## AIM
Scan the listing below and copy every line holding "this".

## DATASET EXTRACT
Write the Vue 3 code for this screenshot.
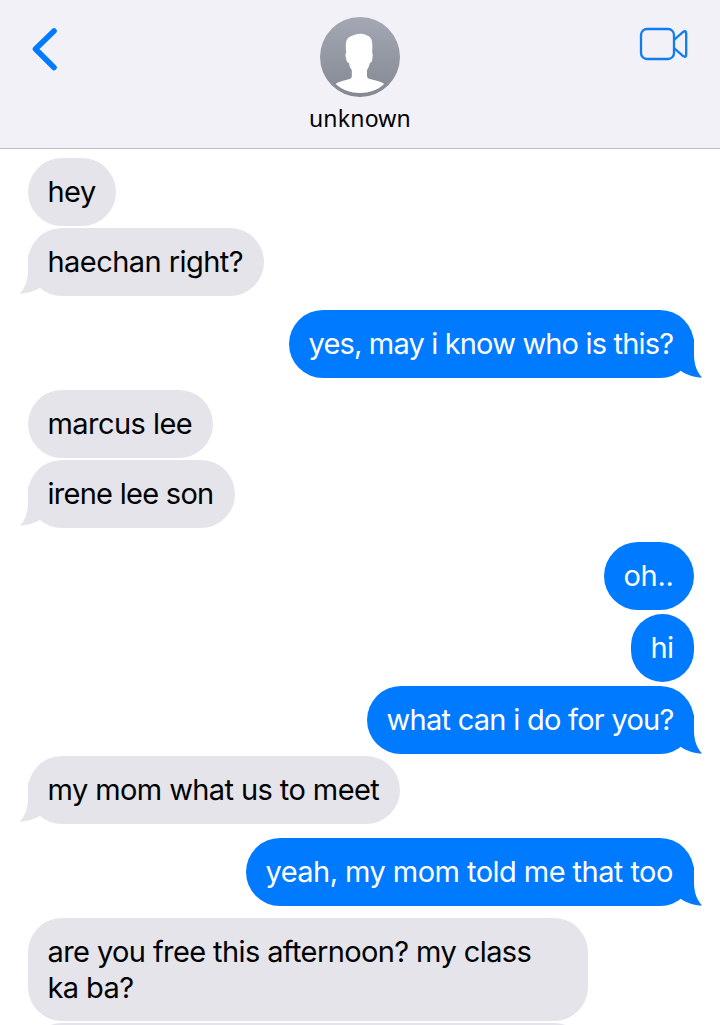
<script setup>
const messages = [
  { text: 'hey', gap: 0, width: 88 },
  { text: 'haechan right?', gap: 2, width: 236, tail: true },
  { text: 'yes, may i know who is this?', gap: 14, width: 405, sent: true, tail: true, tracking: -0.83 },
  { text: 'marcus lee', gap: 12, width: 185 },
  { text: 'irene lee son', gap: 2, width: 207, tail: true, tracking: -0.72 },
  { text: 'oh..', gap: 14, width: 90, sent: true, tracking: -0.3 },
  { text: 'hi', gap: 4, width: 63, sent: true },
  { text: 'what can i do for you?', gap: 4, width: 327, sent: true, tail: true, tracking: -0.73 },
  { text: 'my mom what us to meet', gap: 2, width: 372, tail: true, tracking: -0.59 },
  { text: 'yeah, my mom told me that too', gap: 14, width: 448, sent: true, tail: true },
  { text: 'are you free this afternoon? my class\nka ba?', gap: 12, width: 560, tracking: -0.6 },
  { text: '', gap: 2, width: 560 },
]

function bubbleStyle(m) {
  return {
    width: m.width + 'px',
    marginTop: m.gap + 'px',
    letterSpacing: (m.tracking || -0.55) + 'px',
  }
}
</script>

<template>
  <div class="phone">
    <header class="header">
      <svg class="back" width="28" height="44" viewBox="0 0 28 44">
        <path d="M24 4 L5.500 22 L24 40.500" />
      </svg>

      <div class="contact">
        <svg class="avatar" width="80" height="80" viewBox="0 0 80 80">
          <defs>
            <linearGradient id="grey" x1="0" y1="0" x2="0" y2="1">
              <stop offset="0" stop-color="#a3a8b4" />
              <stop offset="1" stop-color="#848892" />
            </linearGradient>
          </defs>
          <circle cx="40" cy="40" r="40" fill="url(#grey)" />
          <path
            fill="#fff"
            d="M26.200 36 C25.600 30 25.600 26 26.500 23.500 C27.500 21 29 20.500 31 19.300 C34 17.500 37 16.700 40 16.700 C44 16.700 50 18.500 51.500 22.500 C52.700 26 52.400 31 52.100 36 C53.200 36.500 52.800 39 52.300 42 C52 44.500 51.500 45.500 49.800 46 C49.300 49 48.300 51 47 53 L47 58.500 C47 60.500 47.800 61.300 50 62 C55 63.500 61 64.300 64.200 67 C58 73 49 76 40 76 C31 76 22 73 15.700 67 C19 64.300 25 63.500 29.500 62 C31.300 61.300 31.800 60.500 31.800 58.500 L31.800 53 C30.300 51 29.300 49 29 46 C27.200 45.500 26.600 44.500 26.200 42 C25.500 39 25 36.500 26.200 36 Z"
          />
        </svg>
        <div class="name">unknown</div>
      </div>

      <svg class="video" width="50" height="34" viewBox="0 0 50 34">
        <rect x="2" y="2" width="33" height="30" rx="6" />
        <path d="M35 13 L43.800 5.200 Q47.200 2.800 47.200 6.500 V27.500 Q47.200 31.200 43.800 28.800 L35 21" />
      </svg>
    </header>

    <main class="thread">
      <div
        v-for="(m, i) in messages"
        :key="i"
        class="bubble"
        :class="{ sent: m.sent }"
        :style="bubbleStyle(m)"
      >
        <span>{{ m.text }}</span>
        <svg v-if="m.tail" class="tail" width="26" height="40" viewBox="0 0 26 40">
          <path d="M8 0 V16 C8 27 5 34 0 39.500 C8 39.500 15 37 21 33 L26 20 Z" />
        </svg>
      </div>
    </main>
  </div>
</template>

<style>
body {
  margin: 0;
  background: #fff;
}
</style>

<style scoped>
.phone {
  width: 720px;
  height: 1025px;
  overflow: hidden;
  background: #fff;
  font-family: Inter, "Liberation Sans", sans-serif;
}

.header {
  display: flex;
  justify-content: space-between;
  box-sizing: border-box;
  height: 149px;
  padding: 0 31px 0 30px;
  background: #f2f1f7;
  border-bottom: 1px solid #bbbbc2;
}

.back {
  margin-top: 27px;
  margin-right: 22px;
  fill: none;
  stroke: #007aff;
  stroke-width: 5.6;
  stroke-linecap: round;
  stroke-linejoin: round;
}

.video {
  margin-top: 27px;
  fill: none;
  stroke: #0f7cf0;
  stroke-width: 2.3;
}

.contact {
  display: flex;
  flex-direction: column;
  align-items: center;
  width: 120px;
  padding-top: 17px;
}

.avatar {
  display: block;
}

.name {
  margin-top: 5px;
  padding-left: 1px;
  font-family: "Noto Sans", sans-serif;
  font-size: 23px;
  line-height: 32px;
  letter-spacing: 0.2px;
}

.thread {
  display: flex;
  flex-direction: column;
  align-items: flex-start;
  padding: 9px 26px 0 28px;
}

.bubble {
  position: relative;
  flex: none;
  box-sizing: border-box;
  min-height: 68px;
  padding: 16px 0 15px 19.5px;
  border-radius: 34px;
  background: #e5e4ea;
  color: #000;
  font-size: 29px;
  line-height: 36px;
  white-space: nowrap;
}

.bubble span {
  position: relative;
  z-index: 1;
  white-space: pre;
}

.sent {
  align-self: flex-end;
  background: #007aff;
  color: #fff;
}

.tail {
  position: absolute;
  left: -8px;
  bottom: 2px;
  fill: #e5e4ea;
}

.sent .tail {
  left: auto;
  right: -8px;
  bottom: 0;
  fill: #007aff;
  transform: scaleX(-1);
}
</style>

## PROBLEM SOLUTION
Write the Vue 3 code for this screenshot.
  { text: 'yes, may i know who is this?', gap: 14, width: 405, sent: true, tail: true, tracking: -0.83 },
  { text: 'are you free this afternoon? my class\nka ba?', gap: 12, width: 560, tracking: -0.6 },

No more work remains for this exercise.